= Aim of the task =
Images are not part of the copy; write out the rest of the data exactly as given.
# Collected data start
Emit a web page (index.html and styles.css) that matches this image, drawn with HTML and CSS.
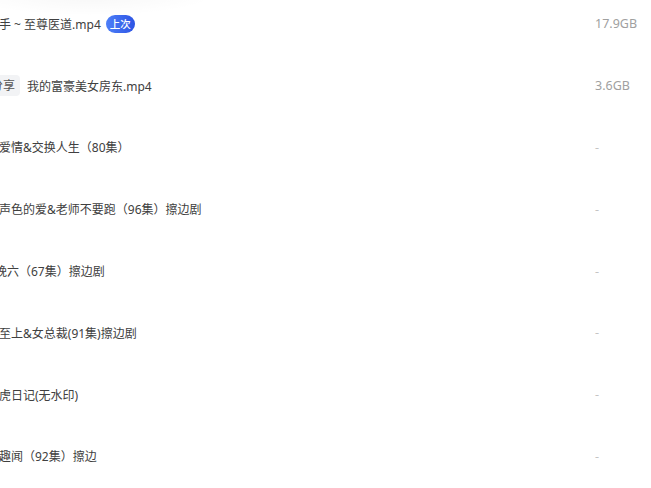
FILE: index.html
```html
<!DOCTYPE html>
<html lang="zh-CN">
  <head>
    <meta charset="utf-8">
    <title>文件列表</title>
    <link rel="stylesheet" href="styles.css">
  </head>
  <body>

  <div class="shade"></div>

  <div class="list">
    <div class="row">
      <div class="name">
        <span>手 ~ 至尊医道.mp4</span>
        <span class="badge">上次</span>
      </div>
      <div class="size">17.9GB</div>
    </div>

    <div class="row">
      <div class="name">
        <span class="tag">分享</span>
        <span>我的富豪美女房东.mp4</span>
      </div>
      <div class="size">3.6GB</div>
    </div>

    <div class="row">
      <div class="name"><span>爱情&amp;交换人生（80集）</span></div>
      <div class="size empty">-</div>
    </div>

    <div class="row">
      <div class="name"><span>声色的爱&amp;老师不要跑（96集）擦边剧</span></div>
      <div class="size empty">-</div>
    </div>

    <div class="row">
      <div class="name cut"><span>晚六（67集）擦边剧</span></div>
      <div class="size empty">-</div>
    </div>

    <div class="row">
      <div class="name"><span>至上&amp;女总裁(91集)擦边剧</span></div>
      <div class="size empty">-</div>
    </div>

    <div class="row">
      <div class="name"><span>虎日记(无水印)</span></div>
      <div class="size empty">-</div>
    </div>

    <div class="row">
      <div class="name"><span>趣闻（92集）擦边</span></div>
      <div class="size empty">-</div>
    </div>
  </div>

  </body>
</html>
```

FILE: styles.css
```css
html {
  height: 100%;
}
body {
  margin: 0;
  padding: 0;
  height: 100%;
  overflow: hidden;
  background: #ffffff;
  color: #404040;
  font-family: "Noto Sans", "Noto Sans CJK SC", sans-serif;
  font-size: 12px;
  position: relative;
}

/* faint shadow left over from the header above */
.shade {
  position: absolute;
  top: -30px;
  left: -40px;
  width: 260px;
  height: 46px;
  background: radial-gradient(ellipse at center, rgba(0,0,0,0.035), rgba(0,0,0,0) 70%);
}

.list {
  margin-top: -7px;
}

.row {
  display: flex;
  align-items: center;
  height: 61.8px;
}

.name {
  flex: 1;
  display: flex;
  align-items: center;
  gap: 5px;
  margin-left: -1px;
  white-space: nowrap;
}
.name.cut {
  margin-left: -5px;
}

.size {
  width: 56px;
  color: #a0a0a0;
  font-size: 12.5px;
}
.size.empty {
  color: #c4c4c4;
}

.tag {
  display: inline-block;
  margin-left: -14px;
  margin-right: 2px;
  padding: 3px 5px 3px 6px;
  background: #f2f3f5;
  border-radius: 4px;
  color: #555;
  font-size: 12px;
  line-height: 15px;
}

.badge {
  display: inline-block;
  height: 18px;
  line-height: 18px;
  padding: 0 4px;
  border-radius: 9px;
  background: linear-gradient(90deg, #4d7ff8, #2d54e4);
  color: #ffffff;
  font-size: 10.5px;
  font-weight: 500;
}
```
# Collected data end
= Solved problem =
Emit a web page (index.html and styles.css) that matches this image, drawn with HTML and CSS.
FILE: index.html
```html
<!DOCTYPE html>
<html lang="zh-CN">
  <head>
    <meta charset="utf-8">
    <title>文件列表</title>
    <link rel="stylesheet" href="styles.css">
  </head>
  <body>

  <div class="shade"></div>

  <div class="list">
    <div class="row">
      <div class="name">
        <span>手 ~ 至尊医道.mp4</span>
        <span class="badge">上次</span>
      </div>
      <div class="size">17.9GB</div>
    </div>

    <div class="row">
      <div class="name">
        <span class="tag">分享</span>
        <span>我的富豪美女房东.mp4</span>
      </div>
      <div class="size">3.6GB</div>
    </div>

    <div class="row">
      <div class="name"><span>爱情&amp;交换人生（80集）</span></div>
      <div class="size empty">-</div>
    </div>

    <div class="row">
      <div class="name"><span>声色的爱&amp;老师不要跑（96集）擦边剧</span></div>
      <div class="size empty">-</div>
    </div>

    <div class="row">
      <div class="name cut"><span>晚六（67集）擦边剧</span></div>
      <div class="size empty">-</div>
    </div>

    <div class="row">
      <div class="name"><span>至上&amp;女总裁(91集)擦边剧</span></div>
      <div class="size empty">-</div>
    </div>

    <div class="row">
      <div class="name"><span>虎日记(无水印)</span></div>
      <div class="size empty">-</div>
    </div>

    <div class="row">
      <div class="name"><span>趣闻（92集）擦边</span></div>
      <div class="size empty">-</div>
    </div>
  </div>

  </body>
</html>
```

FILE: styles.css
```css
html {
  height: 100%;
}
body {
  margin: 0;
  padding: 0;
  height: 100%;
  overflow: hidden;
  background: #ffffff;
  color: #404040;
  font-family: "Noto Sans", "Noto Sans CJK SC", sans-serif;
  font-size: 12px;
  position: relative;
}

/* faint shadow left over from the header above */
.shade {
  position: absolute;
  top: -30px;
  left: -40px;
  width: 260px;
  height: 46px;
  background: radial-gradient(ellipse at center, rgba(0,0,0,0.035), rgba(0,0,0,0) 70%);
}

.list {
  margin-top: -7px;
}

.row {
  display: flex;
  align-items: center;
  height: 61.8px;
}

.name {
  flex: 1;
  display: flex;
  align-items: center;
  gap: 5px;
  margin-left: -1px;
  white-space: nowrap;
}
.name.cut {
  margin-left: -5px;
}

.size {
  width: 56px;
  color: #a0a0a0;
  font-size: 12.5px;
}
.size.empty {
  color: #c4c4c4;
}

.tag {
  display: inline-block;
  margin-left: -14px;
  margin-right: 2px;
  padding: 3px 5px 3px 6px;
  background: #f2f3f5;
  border-radius: 4px;
  color: #555;
  font-size: 12px;
  line-height: 15px;
}

.badge {
  display: inline-block;
  height: 18px;
  line-height: 18px;
  padding: 0 4px;
  border-radius: 9px;
  background: linear-gradient(90deg, #4d7ff8, #2d54e4);
  color: #ffffff;
  font-size: 10.5px;
  font-weight: 500;
}
```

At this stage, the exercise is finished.